Below, I contribute a simple version in Factor that runs faster than both Go and Ruby solutions. In the spirit of the original article, I have separated the logic into steps.
Argument Parsing
The command-line vocabulary gives us the arguments passed to the script. We check for the verbose flag and the root directory to traverse:
: arg? ( name args -- args' ? )
2dup member? [ remove t ] [ nip f ] if ;
: parse-args ( -- verbose? root )
"--verbose" command-line get arg? swap first ;
Filesystem Traversal
We can traverse the filesystem with the each-file word (choosing breadth-first instead of depth-first).

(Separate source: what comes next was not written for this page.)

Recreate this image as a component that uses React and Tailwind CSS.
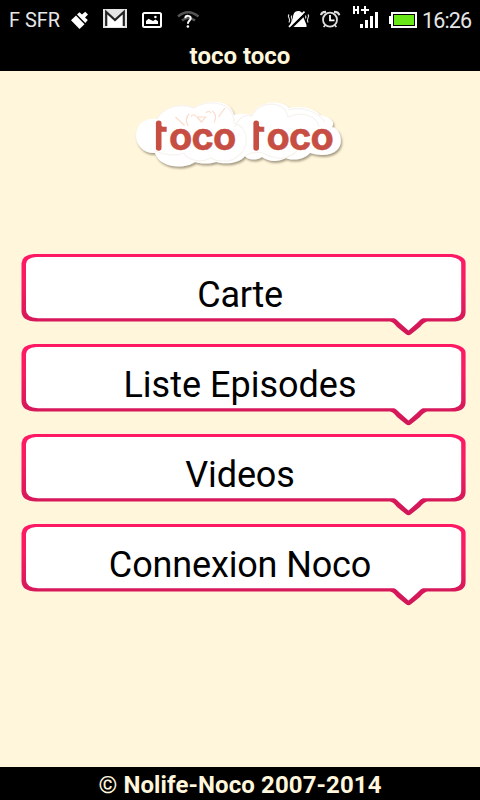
import React from "react";

function StatusBar() {
  return (
    <div className="relative h-10 w-full bg-black text-white">
      <svg className="block" width="480" height="40" viewBox="0 0 480 40" fill="none">
        <g fill="#e6e6e6" fontFamily="Roboto, sans-serif" fontSize="20">
          <text x="9" y="27" fontSize="19.5" textLength="51" lengthAdjust="spacingAndGlyphs">F SFR</text>
          <text x="422" y="28" fontSize="21.5" textLength="50">16:26</text>
        </g>
        {/* cleaning brush */}
        <g fill="#fff">
          <path d="M71 20.2 76 15.5 84.5 24.2 79.5 29Z" />
          <path d="M77 14.5 79.5 12.2 82 14.6 85.2 11.8 88 14.4 85 17.6 87.8 20 85.3 23Z" />
        </g>
        {/* mail */}
        <rect x="103" y="9" width="24" height="19" fill="#e4e4e4" />
        <path d="M107 12.5V27H123V12.5L115 21Z" fill="#fff" />
        <path d="M106.2 26V12L115 20 123.8 12V26" stroke="#222" strokeWidth="2.2" />
        {/* picture */}
        <rect x="143" y="13" width="18" height="14" rx="1.5" stroke="#fff" strokeWidth="2" />
        <path d="M146 24V21L148.5 18.8 151 20 153 21 155.5 19.5 158 21.2V24Z" fill="#fff" />
        <circle cx="155.4" cy="17" r="1.3" fill="#fff" />
        {/* wifi with question mark */}
        <g stroke="#555" strokeWidth="2.6">
          <path d="M178 16.5Q188 8 198.5 16.5" />
          <path d="M182 20.5Q188 15.5 195 20.5" />
        </g>
        <path d="M185.3 18.2C185.5 15 190.8 15.2 190.7 18.2C190.7 20.5 187.8 20.6 187.9 23.8" stroke="#fff" strokeWidth="2" />
        <circle cx="187.9" cy="26.5" r="1.3" fill="#fff" />
        {/* muted bell */}
        <path d="M298 11C301.5 11 303.3 13.5 303.5 17.5L306.5 25V27H290V25L292.8 18.5C293 14 294.5 11 298 11Z" fill="#fff" />
        <path d="M290.5 28 306.5 12.5" stroke="#000" strokeWidth="2.6" />
        <path d="M289 26.8 304.5 11.6" stroke="#fff" strokeWidth="1.7" />
        <path d="M289 14.5Q287.7 16 289 18T289 22.5M291.8 15.5Q290.8 17 291.8 18.5T291.8 21.5M308 14.5Q309.3 16 308 18T308 22.5M305.4 15.5Q306.4 17 305.4 18.5" stroke="#ddd" strokeWidth="1.2" />
        {/* alarm */}
        <circle cx="330" cy="19.7" r="7" stroke="#ddd" strokeWidth="1.8" />
        <path d="M330 15V20.3H334.5" stroke="#fff" strokeWidth="1.8" />
        <path d="M321 15.2Q321.5 11.8 326 11.8M334 11.8Q338.7 11.8 339.3 15.2" stroke="#ddd" strokeWidth="2.2" />
        <path d="M325.4 25 323.6 27M334.6 25 336.4 27" stroke="#ddd" strokeWidth="1.8" />
        {/* mobile data and signal strength */}
        <path d="M354 6V14M358 6V14M354 10H358M361 10H369M365 6V14" stroke="#fff" strokeWidth="2" />
        <path d="M360 24h3v4h-3zM365 20h3V28h-3zM370 16h3v12h-3zM375 12h3v16h-3z" fill="#fff" />
        {/* battery */}
        <path d="M389 16h2v-4h26v16h-26v-4h-2z" fill="#fff" />
        <path d="M393 14h22v12h-22z" fill="#000" />
        <path d="M394 15h20v10h-20z" fill="#68e817" />
      </svg>
    </div>
  );
}

function Logo() {
  return (
    <svg className="mx-auto block" width="230" height="85" viewBox="125 90 230 85">
      <defs>
        <filter id="shadow" x="-10%" y="-10%" width="120%" height="130%">
          <feDropShadow dx="1.2" dy="2" stdDeviation="1" floodColor="#776c55" floodOpacity=".65" />
        </filter>
        <clipPath id="trim">
          <path d="M157 126H180V131.8H157Z" />
        </clipPath>
      </defs>
      <g fill="#fff" filter="url(#shadow)">
        <path d="M155 153C145 154 136 146 136 136C136 124 145 117 157 119C164 106 182 103 194 108C204 100 230 97 234 115C241 113 247 114 252 115C258 101 281 99 289 108C303 105 315 109 320 115C332 117 335 123 332 127C341 129 344 144 337 150C331 156 320 156 310 153C304 160 292 161 286 158C277 163 267 161 262 157C256 161 247 160 245 156C240 163 226 165 216 162C207 165 198 163 195 162C186 169 160 169 155 153Z" />
      </g>
      <g fill="none" stroke="#f7f3ef" strokeWidth="1.2">
        <path d="M157 119C164 106 182 103 194 108C204 100 234 99 234 123C249 127 250 148 238 156C229 165 214 160 211 158C198 165 184 157 184 153C175 157 162 154 155 151" />
        <path d="M235 127C239 117 245 114 252 116C258 101 285 99 288 117C301 111 317 115 319 127M288 110C303 106 318 112 325 122M246 155C260 149 267 155 267 155C280 161 291 158 299 149" />
      </g>
      <g fill="none" stroke="#fbdccb" strokeWidth="1.2">
        <path d="M175.5 117 184.5 125.5M225 108 218.5 117M189 114Q184 120 188.5 126M212.5 111Q218 116 214 122.5M191 116.5Q193.5 113 196 116.5M206 113Q208.5 109.5 211 113M197 117H205.5L201.5 122Z" />
      </g>
      {[0, 97.5].map((dx) => (
        <g key={dx} transform={`translate(${dx} 0)`} fill="#c64e43" stroke="#c64e43" fontFamily="Inter, sans-serif" fontWeight="700">
          <g clipPath="url(#trim)" strokeWidth=".5">
            <text x="151.8" y="151" fontSize="44">t</text>
          </g>
          <path d="M158.7 123.4V148" strokeWidth="5.6" strokeLinecap="round" />
          <text x="168.9 191.6 213" y="150.2" fontSize="38" strokeWidth=".5">oco</text>
        </g>
      ))}
    </svg>
  );
}

function MenuButton({ label, id, labelClass }) {
  return (
    <button className="relative block h-[90px] w-full">
      <svg className="absolute left-[20px] top-0" width="448" height="84" viewBox="20 0 448 84" fill="none">
        <defs>
          <linearGradient id={id} x1="0" y1="0" x2="0" y2="82" gradientUnits="userSpaceOnUse">
            <stop stopColor="#ff1964" />
            <stop offset=".35" stopColor="#f81b63" />
            <stop offset=".8" stopColor="#d7185a" />
            <stop offset="1" stopColor="#d1185a" />
          </linearGradient>
        </defs>
        <path
          d="M34 0H452Q465.6 2 465.6 9V58Q465.6 67.5 452 67.6H427C424 68.5 422 71 420 73L411 80.3Q408.5 82 406 80.3L397 73C395 71 393 68 390 67.6H36Q21.5 67 21.5 57V9Q22 1 34 0Z"
          fill={`url(#${id})`}
        />
        <path
          d="M36 3H451Q461.2 4.5 461.2 10V57Q461.2 64 450 64.2H424C421 64.2 419 67 417 69L408.5 76.6L400 69C398 67 396 64.2 393 64.2H38Q26 63.5 26 56V10Q26.2 4 36 3Z"
          fill="#fff"
        />
      </svg>
      <span className={"relative block h-[90px] text-center font-['Roboto',sans-serif] text-[36px] leading-[82px] text-black " + labelClass}>
        {label}
      </span>
    </button>
  );
}

export default function App() {
  return (
    <div className="flex h-[800px] w-[480px] flex-col overflow-hidden bg-[#fff6dc]">
      <StatusBar />
      <header className="h-[31px] bg-black text-center font-['Roboto',sans-serif] text-[24px] font-bold leading-[33px] text-[#fff6dc]">
        toco toco
      </header>
      <main className="flex-1 pt-[19px]">
        <Logo />
        <nav className="mt-[79px]">
          <MenuButton id="edge-carte" label="Carte" labelClass="tracking-[-0.3px]" />
          <MenuButton id="edge-episodes" label="Liste Episodes" labelClass="tracking-normal" />
          <MenuButton id="edge-videos" label="Videos" labelClass="tracking-[-0.1px]" />
          <MenuButton id="edge-noco" label="Connexion Noco" labelClass="tracking-[-0.15px]" />
        </nav>
      </main>
      <footer className="h-[33px] bg-black text-center font-['Roboto',sans-serif] text-[24px] font-bold leading-[36px] tracking-[0.1px] text-[#fff6dc]">
        © Nolife-Noco 2007-2014
      </footer>
    </div>
  );
}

In our case, we want to collect these files into a map of all paths that share a common filename:
: collect-files ( path -- assoc )
t H{ } clone [
'[ dup file-name _ push-at ] each-file
] keep ;
Our duplicate files are those files that share a common filename:
: duplicate-files ( path -- dupes )
collect-files [ nip length 1 > ] assoc-filter! ;
MD5 Hashing Files
Using the checksums.md5 vocabulary, it is quite simple:
: md5-file ( path -- string )
md5 checksum-file hex-string ;
Printing Results
If verbose is selected, then we print each filename and the MD5 checksum for each full path:
: print-md5 ( name paths -- )
[ "%s:\n" printf ] [
[ dup md5-file " %s\n %s\n" printf ] each
] bi* ;
We put this all together by calculating the possible duplicate files, optionally printing verbose MD5 checksums, and then print the total number of duplicates detected:
: run-dupe ( -- )
parse-args duplicate-files swap
[ dup [ print-md5 ] assoc-each ] when
assoc-size "Total duped files found: %d\n" printf ;
Performance
I tested performance using two directory trees, one with over 500 files and another with almost 36,000 files. While the original article focuses more on syntax than speed, it is nice to see that the Factor solution is faster than the Go and Ruby versions.
Duplicates | Factor | Go | Ruby |
---|---|---|---|
583 | 1.453 | 2.298 | 3.861 |
35,953 | 19.084 | 24.452 | 30.597 |
Note: The above time is seconds on my laptop.
The code for this is on my GitHub.